I think most commentators realised that once Cameron had sucked the Lib Dems in… he would start to spit them out in fine pieces. Despite the sops thrown to the more gullible Lib Dem supporters, this shows that Cameron is keen to get started straight away. Queen’s Speech shifts coalition plans back to Conservative agenda
The fine print of the 18-month legislative programme revealed that he had won a series of behind-the-scenes victories over his coalition partners. They included:
• a commitment to lower taxation, the first time since the coalition was formed that such a pledge has been made. Nick Clegg told The Times last week that the Government’s priority was to rebalance the tax burden, not to reduce it.
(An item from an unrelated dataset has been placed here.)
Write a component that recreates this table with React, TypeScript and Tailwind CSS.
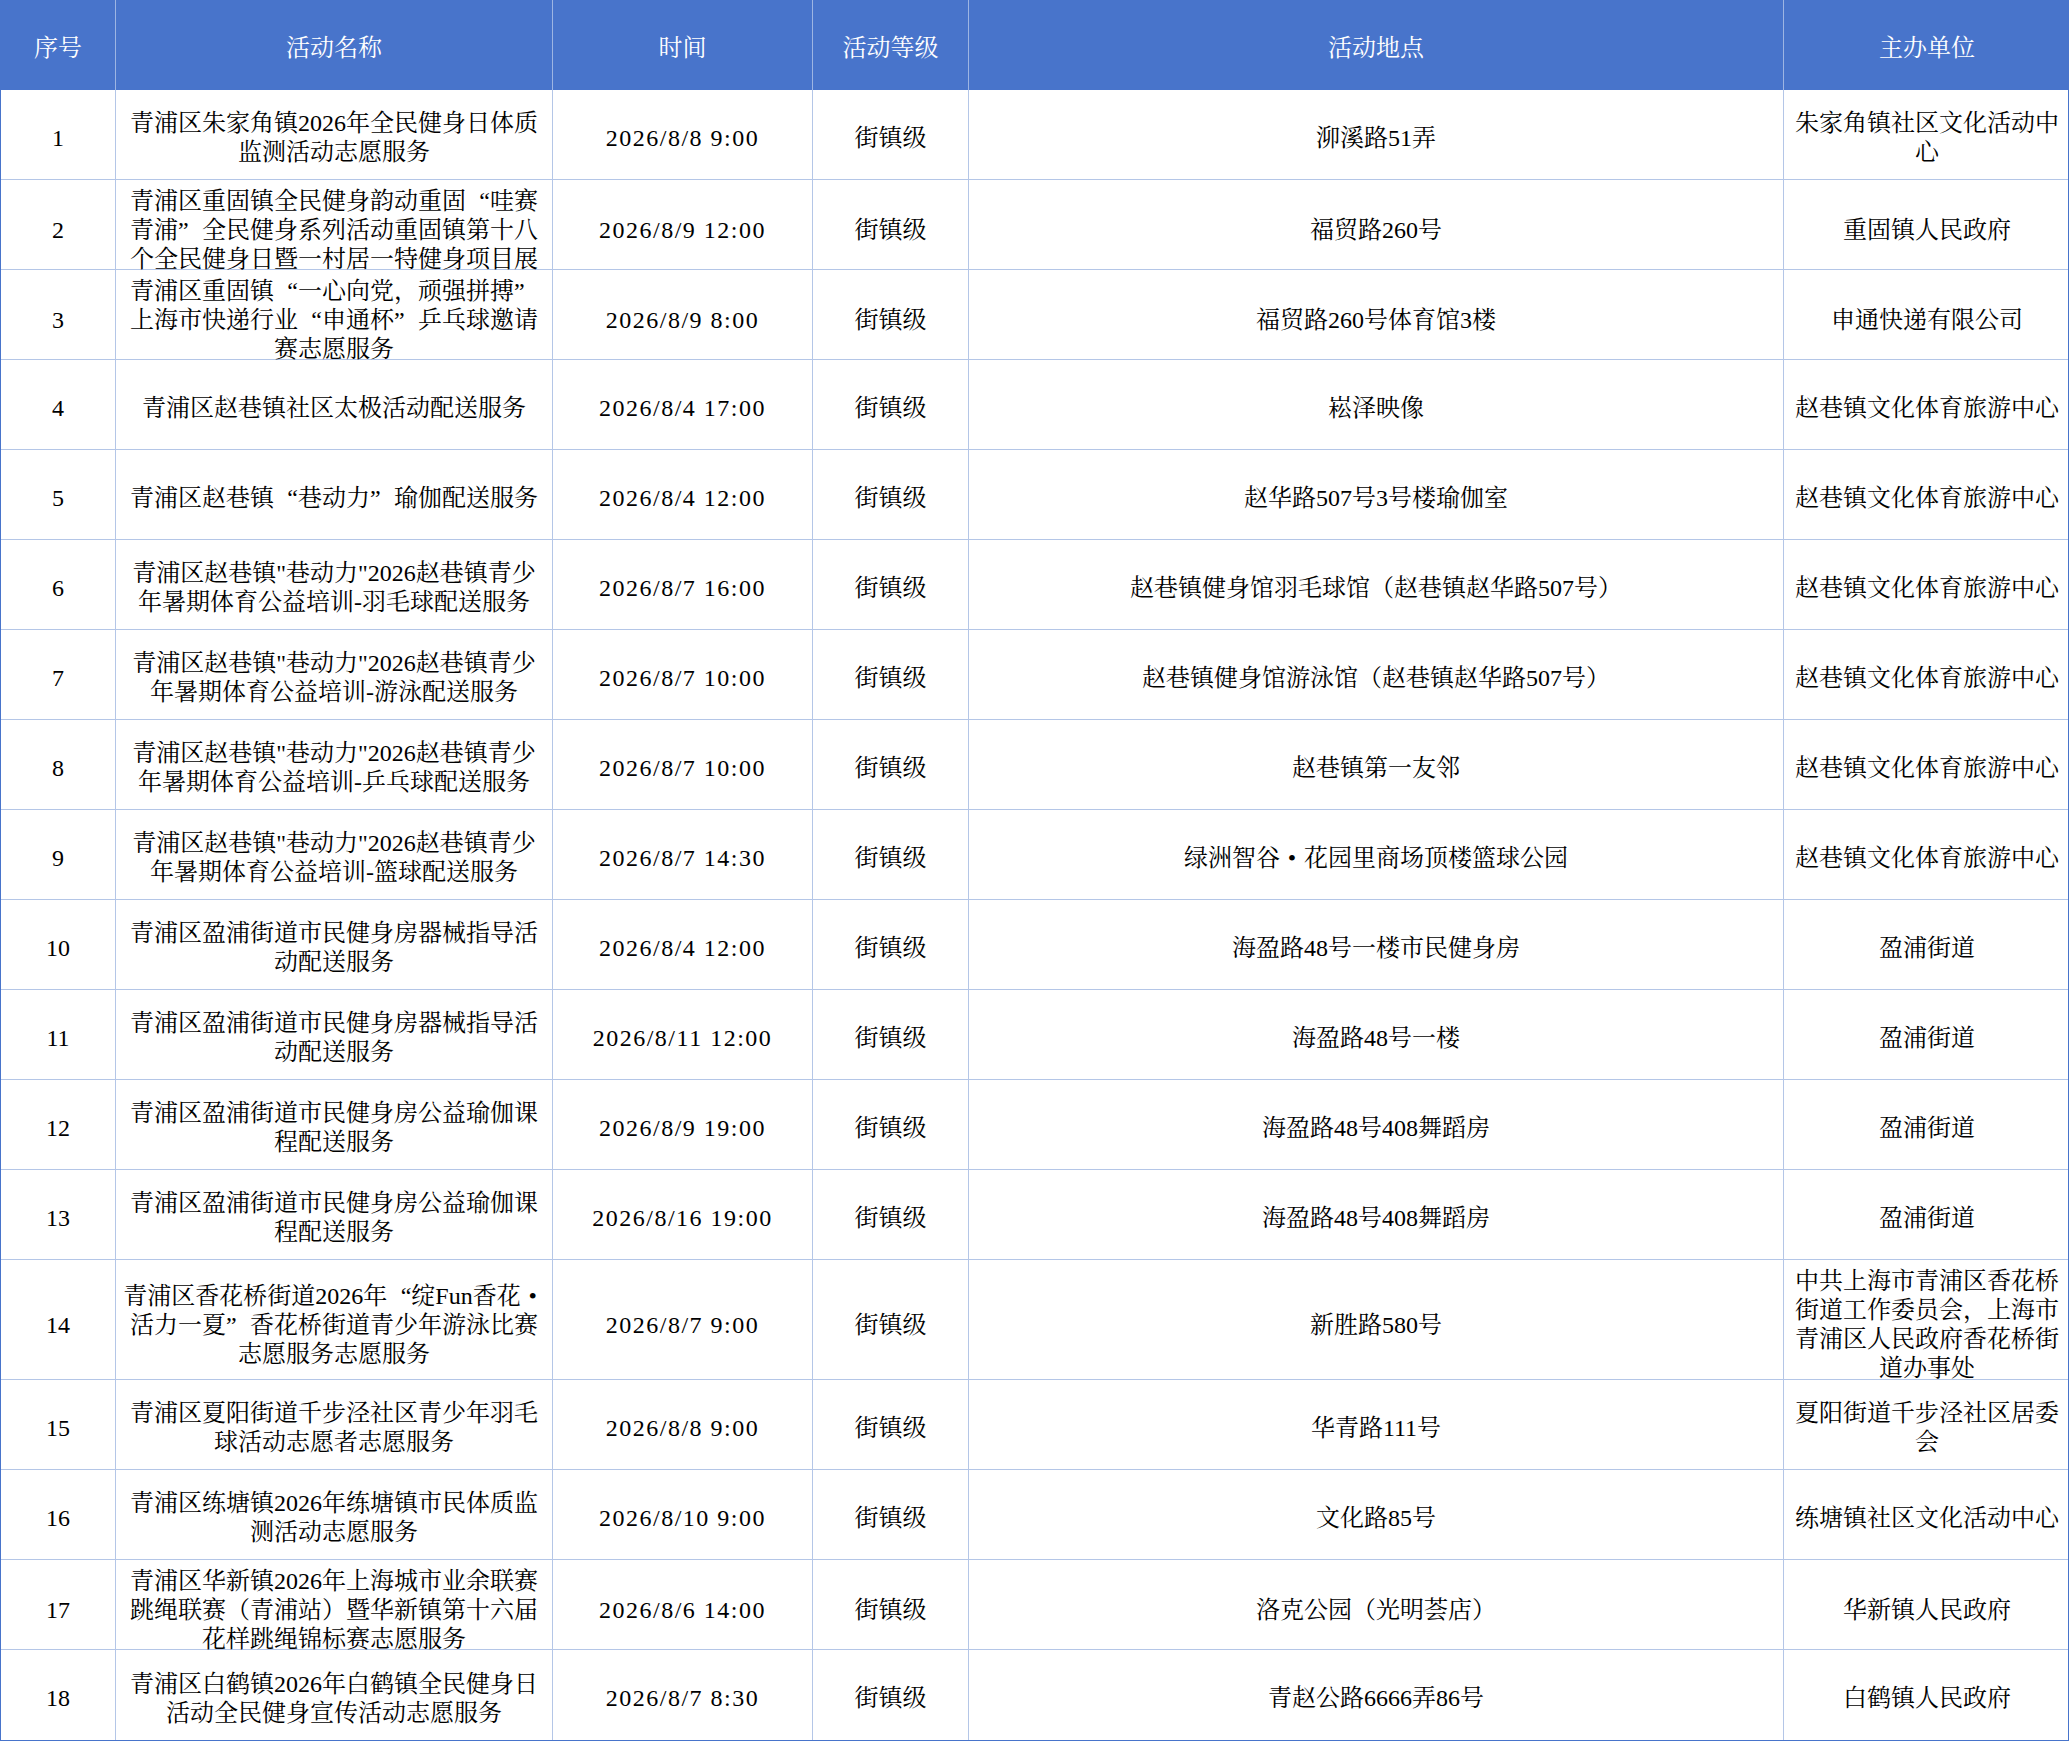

Last week’s coalition programme promised “more competitive, simpler, greener and fairer” tax, but no mention of lower taxation;
• scope for George Osborne to keep rises in capital gains tax to a minimum. The Lib Dem policy — to increase CGT from 18 per cent to 40 per cent for top earners, in line with income tax rates — was trimmed in coalition talks. Last week the Government said rates would be “similar or close to” income tax rates. The Queen’s Speech documents water that down, saying that CGT will be taxed at rates “closer” to income tax;
• a reinstatement of the Tory election pledge to cut non-EU immigration to tens of thousands a year. The aim disappeared from the coalition programme as the Lib Dems accepted an undefined annual limit. The level is now back;
• pressing ahead with Tory plans for elected police commissioners, using the term for the first time since the election. The coalition agreement referred only to “directly elected individuals” by way of compromise with the Lib Dems who proposed directly elected police authorities.
Tory aides also made clear that a referendum on the alternative-voting system — the big Lib Dem win from the coalition negotiations — would not take place for up to three years and possibly longer.